Возможно, он терял мало-помалу свою эпоху, и подобная свобода выносила его далеко за пределы того, что он свершил бы в плену своего времени. Но он, казалось, приводил все в тихое соответствие. Если он не понимал темных нот, то сопровождал их некоторой долей своей загадки, которая вливалась в чистоту таинства. Когда музыка смолкла, он выключил радио. Капли падали с желоба, и кувшин, подставленный начальником станции, наполнялся водою.

Персей отдыхал, продолжая стоять. Он был усталый и спокойный. Две едва заметные черточки у рта предсказывали будущие морщины. Поскольку он не принадлежал именно своей эпохе, что доставляло ему страдание, и не обладал культурой, откуда черпать чувства, — он продолжал стоять, гладя толстое стекло, с этими двумя морщинками, проступающими на лице, неуязвимый, задумчивый, немного утомленный.

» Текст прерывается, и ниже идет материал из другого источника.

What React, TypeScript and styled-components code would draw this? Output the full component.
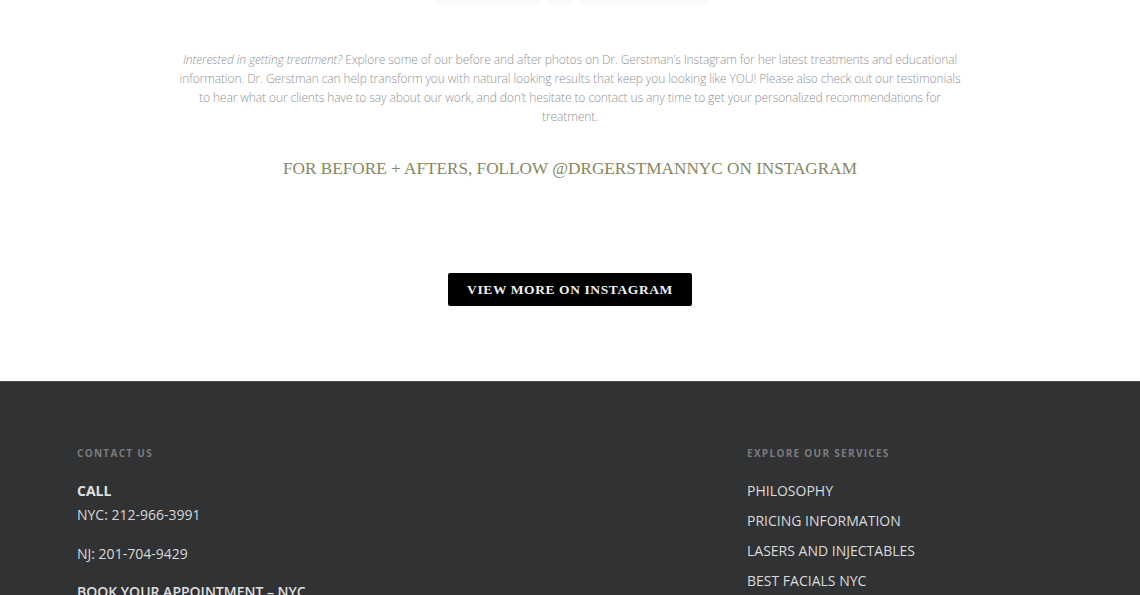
import React from "react";
import styled, { createGlobalStyle } from "styled-components";

const Global = createGlobalStyle`
  html, body { margin: 0; padding: 0; background: #fff; }
  body { font-family: "Open Sans", "Liberation Sans", sans-serif; overflow: hidden; }
  * { box-sizing: border-box; }
`;

const Page = styled.div`
  width: 1140px;
  height: 595px;
  overflow: hidden;
  display: flex;
  flex-direction: column;
`;

const TopStrip = styled.div`
  display: flex;
  flex-shrink: 0;
  justify-content: center;
  gap: 8px;
  height: 5px;
  padding-left: 1px;
`;

const Ghost = styled.div<{ $w: number }>`
  width: ${(p) => p.$w}px;
  height: 5px;
  background: #fafafa;
`;

const Intro = styled.section`
  display: flex;
  flex-shrink: 0;
  flex-direction: column;
  align-items: center;
  padding-top: 45px;
  height: 376px;
`;

const Para = styled.p`
  margin: 0;
  width: 790px;
  text-align: center;
  font-family: "Open Sans", sans-serif;
  font-weight: 300;
  font-size: 12px;
  line-height: 19px;
  color: #939393;
  letter-spacing: -0.1px;
  em { font-style: italic; }
`;

const Follow = styled.h2`
  margin: 33px 0 0;
  font-family: "Liberation Serif", "DejaVu Serif", serif;
  font-weight: 400;
  font-size: 17.2px;
  letter-spacing: 0;
  color: #888760;
  text-transform: uppercase;
`;

const Button = styled.a`
  margin-top: 94px;
  width: 244px;
  height: 33px;
  display: flex;
  align-items: center;
  justify-content: center;
  background: #000;
  border-radius: 2px;
  color: #f1f1f1;
  font-family: "Liberation Serif", serif;
  font-weight: 700;
  font-size: 13.5px;
  letter-spacing: 0.6px;
  text-decoration: none;
`;

const Footer = styled.footer`
  flex: 1;
  background: #313234;
  border-top: 1px solid #4a4b4d;
  display: grid;
  grid-template-columns: 670px 1fr;
  padding: 64px 0 0 77px;
`;

const Col = styled.div`
  display: flex;
  flex-direction: column;
`;

const ColTitle = styled.h4`
  margin: 0 0 19px;
  font-family: "Open Sans", sans-serif;
  font-weight: 700;
  font-size: 10px;
  letter-spacing: 1.3px;
  color: #7c7c7e;
  line-height: 14px;
`;

const Label = styled.div`
  font-family: "Open Sans", sans-serif;
  font-weight: 700;
  font-size: 14px;
  line-height: 24px;
  color: #e0e0e0;
`;

const Line = styled.div<{ $gap?: number }>`
  font-family: "Open Sans", sans-serif;
  font-size: 14px;
  line-height: 24px;
  color: #d8d8d8;
  margin-top: ${(p) => p.$gap ?? 0}px;
`;

const BookLine = styled(Label)`
  margin-top: 14px;
  font-weight: 600;
`;

const NavList = styled.nav`
  display: flex;
  flex-direction: column;
  margin-top: -3px;
`;

const NavLink = styled.a`
  font-family: "Open Sans", sans-serif;
  font-size: 14px;
  line-height: 30px;
  color: #dadada;
  text-decoration: none;
`;

export default function App() {
  return (
    <Page>
      <Global />
      <TopStrip>
        <Ghost $w={104} />
        <Ghost $w={24} />
        <Ghost $w={128} />
      </TopStrip>
      <Intro>
        <Para>
          <em>Interested in getting treatment?</em> Explore some of our before and after photos on Dr. Gerstman’s Instagram for her latest treatments and educational information. Dr. Gerstman can help transform you with natural looking results that keep you looking like YOU! Please also check out our testimonials to hear what our clients have to say about our work, and don’t hesitate to contact us any time to get your personalized recommendations for treatment.
        </Para>
        <Follow>For before + afters, follow @drgerstmannyc on Instagram</Follow>
        <Button href="#">VIEW MORE ON INSTAGRAM</Button>
      </Intro>
      <Footer>
        <Col>
          <ColTitle>CONTACT US</ColTitle>
          <Label>CALL</Label>
          <Line>NYC: 212-966-3991</Line>
          <Line $gap={15}>NJ: 201-704-9429</Line>
          <BookLine>BOOK YOUR APPOINTMENT – NYC</BookLine>
        </Col>
        <Col>
          <ColTitle>EXPLORE OUR SERVICES</ColTitle>
          <NavList>
            <NavLink href="#">PHILOSOPHY</NavLink>
            <NavLink href="#">PRICING INFORMATION</NavLink>
            <NavLink href="#">LASERS AND INJECTABLES</NavLink>
            <NavLink href="#">BEST FACIALS NYC</NavLink>
          </NavList>
        </Col>
      </Footer>
    </Page>
  );
}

Не будучи отцом, он уже не был и сыном. Он находился в точке сияющей и нейтральной. И эту реальность он не подарил бы никому. Никакой женщине в особенности. Как никогда не отдал бы своей гармонии или формы своего тела. Он мог успокоить. Но свой, особый покой он никому бы не передал.

Колокол на станции пробил отход поезда. Персей вошел в вагон, поместил чемодан на скамью. Когда поезд тронулся, он радостно вздрогнул и оглянулся по сторонам.

Вскоре они покинули пределы города и вышли в открытое поле. Дождь продолжался, промокшая земля казалась печальной под темными этими деревьями. Под сонный шум колес и сырого ветра поезд двигался мирно в этот поздний вечер. Персей выпил два бокала портвейна, чтоб не простудиться, ибо был по-прежнему внимателен к своему здоровью. От внутреннего согревания он чувствовал себя далее слишком хорошо, почти беспокойно. И прилагал свое недомогание к вещам конкретным: смотрел на каждый предмет в вагоне, с удовольствием придавая ему мрачный колорит.